*SOURCE MATERIAL:*
>>>
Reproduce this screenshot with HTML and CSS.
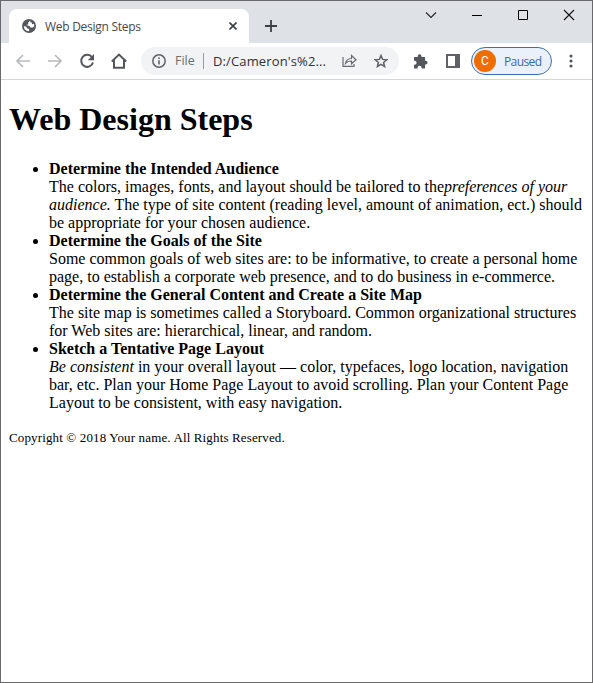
FILE: index.html
```html
<!DOCTYPE html>
<html lang="en">
<head>
<meta charset="utf-8">
<title>Web Design Steps</title>
<link rel="stylesheet" href="styles.css">
</head>
<body>
<div class="window">
  <header class="tabstrip">
    <div class="tab">
      <svg class="globe" width="14" height="14" viewBox="0 0 14 14"><circle cx="7" cy="7" r="7" fill="#54585d"/><path d="M8.3 1.600 6.200 3.400 6.300 5 4.700 6.300 7.400 7 8.300 8.600 11 8.500 12.300 7.100 12 5.100 10.200 5.200 9.700 3.600 8.300 3.200ZM1.700 7.200 4.100 7.500 5.300 9.400 7.200 9.900 7 12.300 4.500 11.800 2.600 10.200Z" fill="#fff"/></svg>
      <span class="tab-title">Web Design Steps</span>
      <svg class="tab-close" width="8" height="8" viewBox="0 0 8 8"><path d="M.5.5l7 7M7.5.5l-7 7" stroke="#3c4043" stroke-width="1.6"/></svg>
    </div>
    <svg class="new-tab" width="12" height="12" viewBox="0 0 12 12"><path d="M6 0v12M0 6h12" stroke="#3c4043" stroke-width="1.8"/></svg>
    <div class="controls">
      <svg width="46" height="29" viewBox="0 0 46 29"><path d="M18 11.5l5 5 5-5" fill="none" stroke="#222" stroke-width="1.1"/></svg>
      <svg width="46" height="29" viewBox="0 0 46 29"><path d="M18 14.5h10" stroke="#000"/></svg>
      <svg width="46" height="29" viewBox="0 0 46 29"><path d="M18.500 9.500h9v9h-9z" fill="none" stroke="#000"/></svg>
      <svg width="46" height="29" viewBox="0 0 46 29"><path d="M18 9l10 10M28 9l-10 10" stroke="#111" stroke-width="1.1"/></svg>
    </div>
  </header>
  <nav class="toolbar">
    <svg class="nav" width="32" height="36" viewBox="0 0 32 36"><path d="M29 18H16.500M22 12l-6 6 6 6" fill="none" stroke="#b9babc" stroke-width="1.7"/></svg>
    <svg class="nav" width="32" height="36" viewBox="0 0 32 36"><path d="M15 18h12.500M22 12l6 6-6 6" fill="none" stroke="#b9babc" stroke-width="1.7"/></svg>
    <svg class="nav" width="32" height="36" viewBox="0 0 32 36"><path d="M27 14.200A6 6 0 1 0 28 19.500" fill="none" stroke="#54585d" stroke-width="2"/><path d="M29 11v6.200h-6.200z" fill="#54585d"/></svg>
    <svg class="nav" width="32" height="36" viewBox="0 0 32 36"><path d="M14.800 18.500 22 11.600l7.200 6.900M17 17v7.800h10V17" fill="none" stroke="#54585d" stroke-width="2"/></svg>
    <div class="omnibox">
      <svg width="14" height="14" viewBox="0 0 14 14"><circle cx="7" cy="7" r="6.200" fill="none" stroke="#5f6368" stroke-width="1.500"/><path d="M7 6.200v4.300M7 3.500v1.600" stroke="#5f6368" stroke-width="1.600"/></svg>
      <span class="scheme">File</span>
      <span class="url">D:/Cameron's%2...</span>
      <svg class="share" width="15" height="14" viewBox="0 0 15 14"><path d="M1 3v9.300h11V10M3.500 9.500C4 6 6 4.600 9.500 4.500V1.500l4.500 4.300-4.500 4V7C6.500 7 5 7.600 3.500 9.500z" fill="none" stroke="#686c71" stroke-width="1.200"/></svg>
      <svg class="star" width="14" height="14" viewBox="0 0 14 14"><path d="M7 1.500l1.600 3.900 4.200.3-3.200 2.700 1 4.100L7 10.300l-3.600 2.200 1-4.100-3.200-2.700 4.200-.3z" fill="none" stroke="#5f6368" stroke-width="1.500"/></svg>
    </div>
    <svg class="puzzle" width="15" height="15" viewBox="0 0 15 15"><path d="M1 3h3.700v-.8a1.900 1.900 0 0 1 3.800 0V3h3.600v3.700h.6a1.800 1.800 0 0 1 0 3.700h-.6v4.100H8.600v-.8a2 2 0 0 0-4 0v.8H1v-3.700h.6a2 2 0 0 0 0-4H1z" fill="#54585d"/></svg>
    <svg class="panel" width="14" height="14" viewBox="0 0 14 14"><path d="M0 0h14v14H0zM2 2v10h7V2z" fill="#5f6165" fill-rule="evenodd"/></svg>
    <div class="profile"><span class="avatar">C</span><span class="paused">Paused</span></div>
    <svg class="dots" width="4" height="14" viewBox="0 0 4 14"><g fill="#54585d"><circle cx="2" cy="2" r="1.600"/><circle cx="2" cy="7" r="1.600"/><circle cx="2" cy="12" r="1.600"/></g></svg>
  </nav>
  <main class="page">
    <h1>Web Design Steps</h1>
    <ul>
      <li><strong>Determine the Intended Audience</strong><br>The colors, images, fonts, and layout should be tailored to the<em>preferences of your audience.</em> The type of site content (reading level, amount of animation, ect.) should be appropriate for your chosen audience.</li>
      <li><strong>Determine the Goals of the Site</strong><br>Some common goals of web sites are: to be informative, to create a personal home page, to establish a corporate web presence, and to do business in e-commerce.</li>
      <li><strong>Determine the General Content and Create a Site Map</strong><br>The site map is sometimes called a Storyboard. Common organizational structures for Web sites are: hierarchical, linear, and random.</li>
      <li><strong>Sketch a Tentative Page Layout</strong><br><em>Be consistent</em> in your overall layout — color, typefaces, logo location, navigation bar, etc. Plan your Home Page Layout to avoid scrolling. Plan your Content Page Layout to be consistent, with easy navigation.</li>
    </ul>
    <small>Copyright © 2018 Your name. All Rights Reserved.</small>
  </main>
</div>
</body>
</html>
```
FILE: styles.css
```css
* { box-sizing: border-box; }
body { margin: 0; background: #fff; }
svg { display: block; flex: none; }
.window { width: 593px; height: 683px; border: 1px solid #68686d; overflow: hidden; }
.tabstrip, .toolbar { font-family: "Open Sans", "Noto Sans", sans-serif; font-size: 12px; white-space: nowrap; }
.tabstrip { display: flex; height: 42px; padding-left: 8px; background: #dee1e6; }
.tab { display: flex; align-items: center; width: 240px; height: 34px; margin-top: 8px; padding: 0 12px 0 13px; background: #fff; border-radius: 8px 8px 0 0; }
.tab-title { margin-left: 9px; color: #45494d; letter-spacing: -0.28px; }
.tab-close { margin-left: auto; }
.new-tab { margin: 19px 0 0 16px; }
.controls { display: flex; margin-left: auto; }
.toolbar { display: flex; align-items: center; height: 37px; background: #fff; border-bottom: 1px solid #d5d6d8; }
.omnibox { display: flex; align-items: center; width: 258px; height: 28px; margin-left: 12px; padding: 0 11px; border-radius: 14px; background: #f1f3f4; }
.scheme { width: 29px; margin-left: 9px; border-right: 1px solid #9a9da0; line-height: 16px; font-size: 12.5px; color: #6b6f73; }
.url { margin-left: 9px; font-size: 13px; letter-spacing: 0.13px; color: #303236; }
.share { margin-left: auto; }
.star { margin-left: 17px; }
.puzzle { margin-left: 14px; }
.panel { margin-left: 18px; }
.profile { display: flex; align-items: center; width: 81px; height: 28px; margin-left: 11px; padding-left: 2px; border: 1px solid #3b6fb5; border-radius: 14px; background: #eaf1fb; }
.avatar { width: 22px; height: 22px; border-radius: 50%; background: #ef6c00; color: #fff; font: 12px/22px Roboto, sans-serif; text-align: center; }
.paused { margin-left: 8px; font-size: 12px; letter-spacing: -0.6px; color: #3d68b0; }
.dots { margin-left: 17px; }
.page { padding: 8px; font: 16px/18px "Liberation Serif", serif; color: #000; }
.page h1 { margin: 13px 0 22px; font-size: 32px; line-height: 37px; }
.page ul { margin: 0 0 17px; padding-left: 40px; }
.page small { display: block; font-size: 13px; letter-spacing: 0.14px; }
```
<<<
*DIRECTIONS FOR THIS TASK:*
Your task is to repeat the data above exactly while excluding the pictures.

*WORKED SOLUTION:*
Reproduce this screenshot with HTML and CSS.
FILE: index.html
```html
<!DOCTYPE html>
<html lang="en">
<head>
<meta charset="utf-8">
<title>Web Design Steps</title>
<link rel="stylesheet" href="styles.css">
</head>
<body>
<div class="window">
  <header class="tabstrip">
    <div class="tab">
      <svg class="globe" width="14" height="14" viewBox="0 0 14 14"><circle cx="7" cy="7" r="7" fill="#54585d"/><path d="M8.3 1.600 6.200 3.400 6.300 5 4.700 6.300 7.400 7 8.300 8.600 11 8.500 12.300 7.100 12 5.100 10.200 5.200 9.700 3.600 8.300 3.200ZM1.700 7.200 4.100 7.500 5.300 9.400 7.200 9.900 7 12.300 4.500 11.800 2.600 10.200Z" fill="#fff"/></svg>
      <span class="tab-title">Web Design Steps</span>
      <svg class="tab-close" width="8" height="8" viewBox="0 0 8 8"><path d="M.5.5l7 7M7.5.5l-7 7" stroke="#3c4043" stroke-width="1.6"/></svg>
    </div>
    <svg class="new-tab" width="12" height="12" viewBox="0 0 12 12"><path d="M6 0v12M0 6h12" stroke="#3c4043" stroke-width="1.8"/></svg>
    <div class="controls">
      <svg width="46" height="29" viewBox="0 0 46 29"><path d="M18 11.5l5 5 5-5" fill="none" stroke="#222" stroke-width="1.1"/></svg>
      <svg width="46" height="29" viewBox="0 0 46 29"><path d="M18 14.5h10" stroke="#000"/></svg>
      <svg width="46" height="29" viewBox="0 0 46 29"><path d="M18.500 9.500h9v9h-9z" fill="none" stroke="#000"/></svg>
      <svg width="46" height="29" viewBox="0 0 46 29"><path d="M18 9l10 10M28 9l-10 10" stroke="#111" stroke-width="1.1"/></svg>
    </div>
  </header>
  <nav class="toolbar">
    <svg class="nav" width="32" height="36" viewBox="0 0 32 36"><path d="M29 18H16.500M22 12l-6 6 6 6" fill="none" stroke="#b9babc" stroke-width="1.7"/></svg>
    <svg class="nav" width="32" height="36" viewBox="0 0 32 36"><path d="M15 18h12.500M22 12l6 6-6 6" fill="none" stroke="#b9babc" stroke-width="1.7"/></svg>
    <svg class="nav" width="32" height="36" viewBox="0 0 32 36"><path d="M27 14.200A6 6 0 1 0 28 19.500" fill="none" stroke="#54585d" stroke-width="2"/><path d="M29 11v6.200h-6.200z" fill="#54585d"/></svg>
    <svg class="nav" width="32" height="36" viewBox="0 0 32 36"><path d="M14.800 18.500 22 11.600l7.200 6.900M17 17v7.800h10V17" fill="none" stroke="#54585d" stroke-width="2"/></svg>
    <div class="omnibox">
      <svg width="14" height="14" viewBox="0 0 14 14"><circle cx="7" cy="7" r="6.200" fill="none" stroke="#5f6368" stroke-width="1.500"/><path d="M7 6.200v4.300M7 3.500v1.600" stroke="#5f6368" stroke-width="1.600"/></svg>
      <span class="scheme">File</span>
      <span class="url">D:/Cameron's%2...</span>
      <svg class="share" width="15" height="14" viewBox="0 0 15 14"><path d="M1 3v9.300h11V10M3.500 9.500C4 6 6 4.600 9.500 4.500V1.500l4.500 4.300-4.500 4V7C6.500 7 5 7.600 3.500 9.500z" fill="none" stroke="#686c71" stroke-width="1.200"/></svg>
      <svg class="star" width="14" height="14" viewBox="0 0 14 14"><path d="M7 1.500l1.600 3.900 4.200.3-3.200 2.700 1 4.100L7 10.300l-3.600 2.200 1-4.100-3.200-2.700 4.200-.3z" fill="none" stroke="#5f6368" stroke-width="1.500"/></svg>
    </div>
    <svg class="puzzle" width="15" height="15" viewBox="0 0 15 15"><path d="M1 3h3.700v-.8a1.900 1.900 0 0 1 3.800 0V3h3.600v3.700h.6a1.800 1.800 0 0 1 0 3.700h-.6v4.100H8.600v-.8a2 2 0 0 0-4 0v.8H1v-3.700h.6a2 2 0 0 0 0-4H1z" fill="#54585d"/></svg>
    <svg class="panel" width="14" height="14" viewBox="0 0 14 14"><path d="M0 0h14v14H0zM2 2v10h7V2z" fill="#5f6165" fill-rule="evenodd"/></svg>
    <div class="profile"><span class="avatar">C</span><span class="paused">Paused</span></div>
    <svg class="dots" width="4" height="14" viewBox="0 0 4 14"><g fill="#54585d"><circle cx="2" cy="2" r="1.600"/><circle cx="2" cy="7" r="1.600"/><circle cx="2" cy="12" r="1.600"/></g></svg>
  </nav>
  <main class="page">
    <h1>Web Design Steps</h1>
    <ul>
      <li><strong>Determine the Intended Audience</strong><br>The colors, images, fonts, and layout should be tailored to the<em>preferences of your audience.</em> The type of site content (reading level, amount of animation, ect.) should be appropriate for your chosen audience.</li>
      <li><strong>Determine the Goals of the Site</strong><br>Some common goals of web sites are: to be informative, to create a personal home page, to establish a corporate web presence, and to do business in e-commerce.</li>
      <li><strong>Determine the General Content and Create a Site Map</strong><br>The site map is sometimes called a Storyboard. Common organizational structures for Web sites are: hierarchical, linear, and random.</li>
      <li><strong>Sketch a Tentative Page Layout</strong><br><em>Be consistent</em> in your overall layout — color, typefaces, logo location, navigation bar, etc. Plan your Home Page Layout to avoid scrolling. Plan your Content Page Layout to be consistent, with easy navigation.</li>
    </ul>
    <small>Copyright © 2018 Your name. All Rights Reserved.</small>
  </main>
</div>
</body>
</html>
```
FILE: styles.css
```css
* { box-sizing: border-box; }
body { margin: 0; background: #fff; }
svg { display: block; flex: none; }
.window { width: 593px; height: 683px; border: 1px solid #68686d; overflow: hidden; }
.tabstrip, .toolbar { font-family: "Open Sans", "Noto Sans", sans-serif; font-size: 12px; white-space: nowrap; }
.tabstrip { display: flex; height: 42px; padding-left: 8px; background: #dee1e6; }
.tab { display: flex; align-items: center; width: 240px; height: 34px; margin-top: 8px; padding: 0 12px 0 13px; background: #fff; border-radius: 8px 8px 0 0; }
.tab-title { margin-left: 9px; color: #45494d; letter-spacing: -0.28px; }
.tab-close { margin-left: auto; }
.new-tab { margin: 19px 0 0 16px; }
.controls { display: flex; margin-left: auto; }
.toolbar { display: flex; align-items: center; height: 37px; background: #fff; border-bottom: 1px solid #d5d6d8; }
.omnibox { display: flex; align-items: center; width: 258px; height: 28px; margin-left: 12px; padding: 0 11px; border-radius: 14px; background: #f1f3f4; }
.scheme { width: 29px; margin-left: 9px; border-right: 1px solid #9a9da0; line-height: 16px; font-size: 12.5px; color: #6b6f73; }
.url { margin-left: 9px; font-size: 13px; letter-spacing: 0.13px; color: #303236; }
.share { margin-left: auto; }
.star { margin-left: 17px; }
.puzzle { margin-left: 14px; }
.panel { margin-left: 18px; }
.profile { display: flex; align-items: center; width: 81px; height: 28px; margin-left: 11px; padding-left: 2px; border: 1px solid #3b6fb5; border-radius: 14px; background: #eaf1fb; }
.avatar { width: 22px; height: 22px; border-radius: 50%; background: #ef6c00; color: #fff; font: 12px/22px Roboto, sans-serif; text-align: center; }
.paused { margin-left: 8px; font-size: 12px; letter-spacing: -0.6px; color: #3d68b0; }
.dots { margin-left: 17px; }
.page { padding: 8px; font: 16px/18px "Liberation Serif", serif; color: #000; }
.page h1 { margin: 13px 0 22px; font-size: 32px; line-height: 37px; }
.page ul { margin: 0 0 17px; padding-left: 40px; }
.page small { display: block; font-size: 13px; letter-spacing: 0.14px; }
```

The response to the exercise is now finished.